Of lung disease, weather-/air quality-reporting, wood-burning and how it all ties together

November is Lung Cancer Awareness Month as so-declared by the Lung Cancer Alliance. Meanwhile, ClimatePlan reports that 20 percent of lung cancer cases in women are non-smoking related.

As it relates, on a local broadcast news service reporting on the weather, the subject of wood-burning came up. It’s a regular feature of the weather reporting this time of the year from this particular broadcast news source.

Fireplace_Burning[1]At any rate, reported was that in many regions located nearby, air quality was going to be or was in the “Unhealthy for Sensitive Individuals” or “Groups” range. Not surprisingly came the message that wood-burning would be allowed provided a federally (EPA) approved wood-burning device was used. Through all other wood-burning means (non-permitted, non-EPA-approved fireplaces, wood-stoves, etc.), the burning of wood would be restricted.

One needs to understand that in California’s San Joaquin Valley where I live, the regional Valley rule regarding the burning of wood as it relates to the Air Quality Index (AQI) or more specifically, the concentration of fine particulates (PM 2.5) in the air is such: When the level of PM 2.5 exceeds 35 micrograms per cubic meter which would correspond to an AQI of 101 or above up to and including 150, then the air is deemed to be in the “Unhealthy for Sensitive Individuals” or “Groups” (the young, the elderly, people with respiratory symptoms or diseases like lung cancer, etc.) range.

In the Valley, though, wood-burning in an approved device is allowed until the PM 2.5-concentration in the air reaches 65 micrograms per cubic meter. Above 65 micrograms, all wood-burning is prohibited – no ifs, ands or buts about it. The limit of 20 micrograms per cubic meter has been imposed for all others burning wood using non-approved wood-burning means. Those are the terms specified by the San Joaquin Valley Air Pollution Control District through its Rule 4901. The exception would be that if there is no other source of heat available in the home meaning there is no natural gas supply line, etc. to the home, then those people affected are also allowed to burn wood in a fireplace, etc., that is, if they have the proper permit, up to a concentration of fine particulates in the air of 65 micrograms per cubic meter. That’s the rule.

So, I got to thinking, okay, so-called “approved” wood-burning is allowed with the quality of the air in the “Unhealthy for Sensitive Individuals” or “Groups” range. Then I got to thinking, why would those with the permitted, EPA-approved appliances, even opt to burn wood with the understanding that neighbors might be among those with respiratory ailments, no matter how clean-burning these devices may be?

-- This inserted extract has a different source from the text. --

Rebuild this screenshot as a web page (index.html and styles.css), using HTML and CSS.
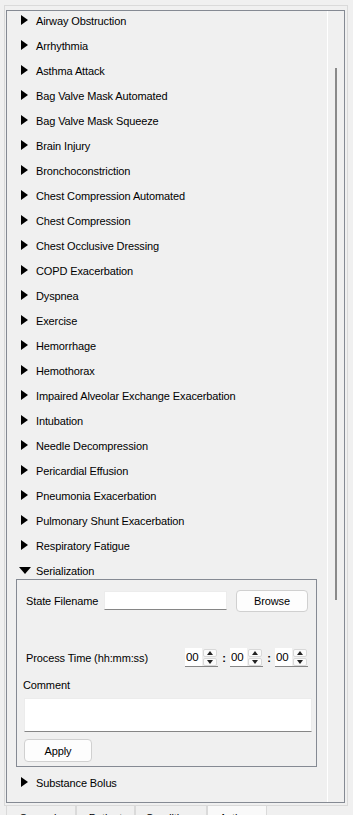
FILE: index.html
```html
<!DOCTYPE html>
<html>
<head>
<meta charset="utf-8">
<link rel="stylesheet" href="styles.css">
</head>
<body>
<div class="pane">
  <div class="scroll">
    <div class="content">
      <div class="list">
        <div class="row"><span class="tri-r"></span><span>Airway Obstruction</span></div>
        <div class="row"><span class="tri-r"></span><span>Arrhythmia</span></div>
        <div class="row"><span class="tri-r"></span><span>Asthma Attack</span></div>
        <div class="row"><span class="tri-r"></span><span>Bag Valve Mask Automated</span></div>
        <div class="row"><span class="tri-r"></span><span>Bag Valve Mask Squeeze</span></div>
        <div class="row"><span class="tri-r"></span><span>Brain Injury</span></div>
        <div class="row"><span class="tri-r"></span><span>Bronchoconstriction</span></div>
        <div class="row"><span class="tri-r"></span><span>Chest Compression Automated</span></div>
        <div class="row"><span class="tri-r"></span><span>Chest Compression</span></div>
        <div class="row"><span class="tri-r"></span><span>Chest Occlusive Dressing</span></div>
        <div class="row"><span class="tri-r"></span><span>COPD Exacerbation</span></div>
        <div class="row"><span class="tri-r"></span><span>Dyspnea</span></div>
        <div class="row"><span class="tri-r"></span><span>Exercise</span></div>
        <div class="row"><span class="tri-r"></span><span>Hemorrhage</span></div>
        <div class="row"><span class="tri-r"></span><span>Hemothorax</span></div>
        <div class="row"><span class="tri-r"></span><span>Impaired Alveolar Exchange Exacerbation</span></div>
        <div class="row"><span class="tri-r"></span><span>Intubation</span></div>
        <div class="row"><span class="tri-r"></span><span>Needle Decompression</span></div>
        <div class="row"><span class="tri-r"></span><span>Pericardial Effusion</span></div>
        <div class="row"><span class="tri-r"></span><span>Pneumonia Exacerbation</span></div>
        <div class="row"><span class="tri-r"></span><span>Pulmonary Shunt Exacerbation</span></div>
        <div class="row"><span class="tri-r"></span><span>Respiratory Fatigue</span></div>
        <div class="row row-open"><span class="tri-d"></span><span>Serialization</span></div>
        <div class="group">
          <div class="g-row1">
            <span class="lbl lbl-state">State Filename</span>
            <span class="input"></span>
            <span class="btn btn-browse">Browse</span>
          </div>
          <div class="g-row2">
            <span class="lbl lbl-time">Process Time (hh:mm:ss)</span>
            <span class="spin"><span class="spin-val">00</span><span class="spin-btns"><span class="sb sb-up"></span><span class="sb sb-down"></span></span></span>
            <span class="colon">:</span>
            <span class="spin"><span class="spin-val">00</span><span class="spin-btns"><span class="sb sb-up"></span><span class="sb sb-down"></span></span></span>
            <span class="colon">:</span>
            <span class="spin"><span class="spin-val">00</span><span class="spin-btns"><span class="sb sb-up"></span><span class="sb sb-down"></span></span></span>
          </div>
          <div class="lbl lbl-comment">Comment</div>
          <div class="textarea"></div>
          <div class="btn btn-apply">Apply</div>
        </div>
        <div class="row row-after"><span class="tri-r"></span><span>Substance Bolus</span></div>
        <div class="row"><span class="tri-r"></span><span>Substance Compound Infusion</span></div>
      </div>
    </div>
    <div class="scrollbar"><div class="handle"></div></div>
  </div>
</div>
<div class="tabs">
  <div class="tab tab1">Scenario</div>
  <div class="tab tab2">Patient</div>
  <div class="tab tab3">Conditions</div>
  <div class="tab tab4 tab-sel">Actions</div>
</div>
</body>
</html>
```
FILE: styles.css
```css
html, body {
  margin: 0;
  padding: 0;
  background: #f0f0f0;
  font-family: "Liberation Sans", Arial, sans-serif;
  font-size: 11px;
  letter-spacing: -0.12px;
  color: #000;
  overflow: hidden;
}
.pane {
  margin: 5px 5px 0 4px;
  height: 801px;
  box-sizing: border-box;
  border: 1px solid #dadada;
  padding: 4px 2px 3px 1px;
  background: #f0f0f0;
}
.scroll {
  height: 793px;
  box-sizing: border-box;
  border: 1px solid #858a93;
  display: flex;
  overflow: hidden;
}
.content {
  flex: 1;
  overflow: hidden;
}
.list {
  margin-top: -3px;
}
.row {
  height: 25px;
  display: flex;
  align-items: center;
  padding-left: 14px;
  white-space: nowrap;
}
.tri-r {
  width: 0;
  height: 0;
  border-left: 7px solid #000;
  border-top: 5.5px solid transparent;
  border-bottom: 5.5px solid transparent;
  margin-right: 8px;
  margin-top: -1px;
}
.row-open {
  height: 21px;
  padding-left: 12px;
  padding-top: 4px;
  box-sizing: border-box;
}
.tri-d {
  width: 0;
  height: 0;
  border-top: 7px solid #000;
  border-left: 6px solid transparent;
  border-right: 6px solid transparent;
  margin-right: 5px;
  margin-top: -1px;
}
.group {
  margin: 0 10px 0 9px;
  height: 188px;
  box-sizing: border-box;
  border: 1px solid #858a93;
  padding: 10px 0 0 7px;
}
.g-row1 {
  display: flex;
  align-items: center;
  height: 22px;
  padding-left: 2px;
}
.lbl-state {
  width: 78px;
}
.input {
  width: 123px;
  height: 19px;
  box-sizing: border-box;
  background: #fff;
  border: 1px solid #ececec;
  border-bottom: 1px solid #868686;
  margin-top: -1px;
}
.btn {
  box-sizing: border-box;
  border: 1px solid #d0d0d0;
  border-radius: 4px;
  background: #fdfdfd;
  display: flex;
  align-items: center;
  justify-content: center;
}
.btn-browse {
  width: 72px;
  height: 22px;
  margin-left: 9px;
}
.g-row2 {
  display: flex;
  align-items: center;
  height: 19px;
  margin-top: 36px;
  padding-left: 2px;
}
.lbl-time {
  width: 159px;
}
.spin {
  width: 33px;
  height: 19px;
  box-sizing: border-box;
  display: flex;
  border-bottom: 1px solid #868686;
  background: #fff;
}
.spin-val {
  width: 17px;
  padding-left: 1px;
  box-sizing: border-box;
  line-height: 18px;
  font-size: 11.5px;
}
.spin-btns {
  width: 16px;
  background: #f0f0f0;
  display: flex;
  flex-direction: column;
  gap: 1px;
  padding: 1px 1px 0 1px;
  box-sizing: border-box;
}
.sb {
  flex: 1;
  background: #fbfbfb;
  border: 1px solid #d8d8d8;
  border-radius: 2px;
  display: flex;
  align-items: center;
  justify-content: center;
}
.sb::after {
  content: "";
  width: 0;
  height: 0;
  border-left: 3.5px solid transparent;
  border-right: 3.5px solid transparent;
}
.sb-up::after {
  border-bottom: 4px solid #222;
}
.sb-down::after {
  border-top: 4px solid #222;
}
.colon {
  width: 12px;
  text-align: center;
  font-weight: bold;
}
.lbl-comment {
  margin-top: 11px;
  margin-left: -1px;
  height: 15px;
  line-height: 15px;
}
.textarea {
  margin-top: 5px;
  width: 288px;
  height: 34px;
  box-sizing: border-box;
  background: #fff;
  border: 1px solid #ececec;
  border-bottom: 1px solid #868686;
}
.btn-apply {
  margin-top: 7px;
  width: 68px;
  height: 23px;
}
.row-after {
  margin-top: 3px;
}
.scrollbar {
  width: 17px;
  box-sizing: border-box;
  border-left: 1px solid #fff;
  padding-left: 7px;
}
.handle {
  width: 2px;
  height: 532px;
  margin-top: 57px;
  background: #8a8a8a;
}
.tabs {
  display: flex;
  margin-left: 6px;
  height: 20px;
}
.tab {
  box-sizing: border-box;
  height: 20px;
  border: 1px solid #dadada;
  border-top: none;
  padding-top: 5px;
  text-align: center;
  background: #f0f0f0;
  overflow: hidden;
  white-space: nowrap;
  line-height: 14px;
}
.tab1 { width: 70px; }
.tab2 { width: 59px; }
.tab3 { width: 72px; }
.tab4 { width: 60px; }
.tab-sel { background: #f9f9f9; }
```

It goes without saying, or it should anyway, that not all people always comply with the wood-burning curtailments. In which case, increased concentration of PM 2.5 in the air is to be expected. It’s just a fact of life around these parts.

Okay, so, in getting back to the aforementioned weather reporting, it was explained that those who are caught in violation of air district Rule 4901, if it is a first offense, they could either pay the fine assessed or get out of having to pay the fine contingent upon meeting another condition, although it was not spelled out what that “other” condition involved. The presumption, though, is, attending a wood-burning seminar would be ordered.

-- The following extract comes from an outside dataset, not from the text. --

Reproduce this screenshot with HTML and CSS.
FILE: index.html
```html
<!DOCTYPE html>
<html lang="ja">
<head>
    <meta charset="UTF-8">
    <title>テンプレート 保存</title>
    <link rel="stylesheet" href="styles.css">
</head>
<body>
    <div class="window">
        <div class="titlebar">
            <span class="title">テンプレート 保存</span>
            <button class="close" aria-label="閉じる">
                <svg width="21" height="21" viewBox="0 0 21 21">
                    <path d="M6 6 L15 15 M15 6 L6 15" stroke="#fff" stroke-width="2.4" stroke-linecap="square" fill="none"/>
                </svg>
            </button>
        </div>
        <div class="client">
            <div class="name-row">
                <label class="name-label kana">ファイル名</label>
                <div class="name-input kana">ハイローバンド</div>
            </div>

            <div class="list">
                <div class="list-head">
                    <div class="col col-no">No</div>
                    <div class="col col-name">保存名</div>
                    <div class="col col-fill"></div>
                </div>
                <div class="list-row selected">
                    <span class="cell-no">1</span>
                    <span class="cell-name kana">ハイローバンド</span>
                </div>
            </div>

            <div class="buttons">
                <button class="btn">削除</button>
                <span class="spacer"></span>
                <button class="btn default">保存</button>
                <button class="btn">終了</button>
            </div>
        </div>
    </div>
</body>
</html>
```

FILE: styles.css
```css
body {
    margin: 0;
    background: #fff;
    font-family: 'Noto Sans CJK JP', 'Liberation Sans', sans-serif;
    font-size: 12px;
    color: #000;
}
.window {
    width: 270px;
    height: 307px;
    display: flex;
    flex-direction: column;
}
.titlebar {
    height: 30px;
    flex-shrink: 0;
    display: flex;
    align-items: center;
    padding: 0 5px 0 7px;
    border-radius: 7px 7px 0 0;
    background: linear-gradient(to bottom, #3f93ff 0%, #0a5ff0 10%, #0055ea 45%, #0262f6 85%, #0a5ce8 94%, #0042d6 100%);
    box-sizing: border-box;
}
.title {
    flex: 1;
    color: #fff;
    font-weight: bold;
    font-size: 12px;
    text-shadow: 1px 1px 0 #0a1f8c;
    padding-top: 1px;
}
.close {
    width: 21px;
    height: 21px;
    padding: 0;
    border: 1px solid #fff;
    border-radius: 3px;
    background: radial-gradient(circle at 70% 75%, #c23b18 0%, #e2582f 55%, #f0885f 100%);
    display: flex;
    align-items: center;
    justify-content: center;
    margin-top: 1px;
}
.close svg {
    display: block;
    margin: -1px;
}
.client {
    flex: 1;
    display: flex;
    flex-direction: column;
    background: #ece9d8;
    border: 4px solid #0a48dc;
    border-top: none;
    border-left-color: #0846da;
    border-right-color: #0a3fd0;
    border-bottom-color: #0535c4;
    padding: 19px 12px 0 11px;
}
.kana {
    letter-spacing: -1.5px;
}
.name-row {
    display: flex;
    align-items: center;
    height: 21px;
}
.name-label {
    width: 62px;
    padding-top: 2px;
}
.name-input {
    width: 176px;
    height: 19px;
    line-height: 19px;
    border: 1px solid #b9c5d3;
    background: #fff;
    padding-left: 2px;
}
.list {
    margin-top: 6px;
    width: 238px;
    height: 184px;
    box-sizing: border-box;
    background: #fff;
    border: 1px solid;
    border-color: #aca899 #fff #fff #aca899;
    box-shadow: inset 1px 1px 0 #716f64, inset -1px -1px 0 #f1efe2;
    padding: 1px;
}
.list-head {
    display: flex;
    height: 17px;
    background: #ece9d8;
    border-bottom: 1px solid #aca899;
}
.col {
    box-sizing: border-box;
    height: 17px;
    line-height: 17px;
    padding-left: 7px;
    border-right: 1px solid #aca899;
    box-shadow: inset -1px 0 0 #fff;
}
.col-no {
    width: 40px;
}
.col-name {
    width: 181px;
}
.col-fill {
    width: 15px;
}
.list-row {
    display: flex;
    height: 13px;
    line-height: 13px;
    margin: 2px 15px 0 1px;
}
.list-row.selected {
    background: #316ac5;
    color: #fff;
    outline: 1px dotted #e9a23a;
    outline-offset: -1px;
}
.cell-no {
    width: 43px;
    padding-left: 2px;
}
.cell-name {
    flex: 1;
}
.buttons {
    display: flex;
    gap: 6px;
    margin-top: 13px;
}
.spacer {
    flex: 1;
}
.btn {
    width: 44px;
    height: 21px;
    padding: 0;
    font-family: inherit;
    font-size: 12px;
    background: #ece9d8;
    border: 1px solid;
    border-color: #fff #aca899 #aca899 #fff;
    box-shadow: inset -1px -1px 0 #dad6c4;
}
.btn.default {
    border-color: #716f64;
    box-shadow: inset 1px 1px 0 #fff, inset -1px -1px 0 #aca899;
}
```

Truth be told, I believe another factor in the entire equation should come into play, and an intangible one at that, it being to let one’s conscience be one’s guide.

The outlook

I am guessing that because of above-normal daytime temperatures (yesterday’s temperature reached a high of 74 degrees – it wasn’t a record; the record high for Nov. 22nd is 77 degrees), this is the reason I haven’t detected much in the way of wood-burning activity in my neighborhood which, considering the AQI predicted for today being 102 (just into the “Unhealthy for Sensitive Individuals” or “Groups” range for PM 2.5 for this time of the year), is a good thing.

Meanwhile, a cold front is expected to move into the Valley by mid-week bringing with it the likelihood of rain on the Valley floor and snow in the Sierra Nevada Mountains at the higher elevations. I would naturally expect that wood-burning activity will pick up. Better quality air is also expected with this storm. How much better, well, that remains to be seen (or perhaps more correctly, smelled).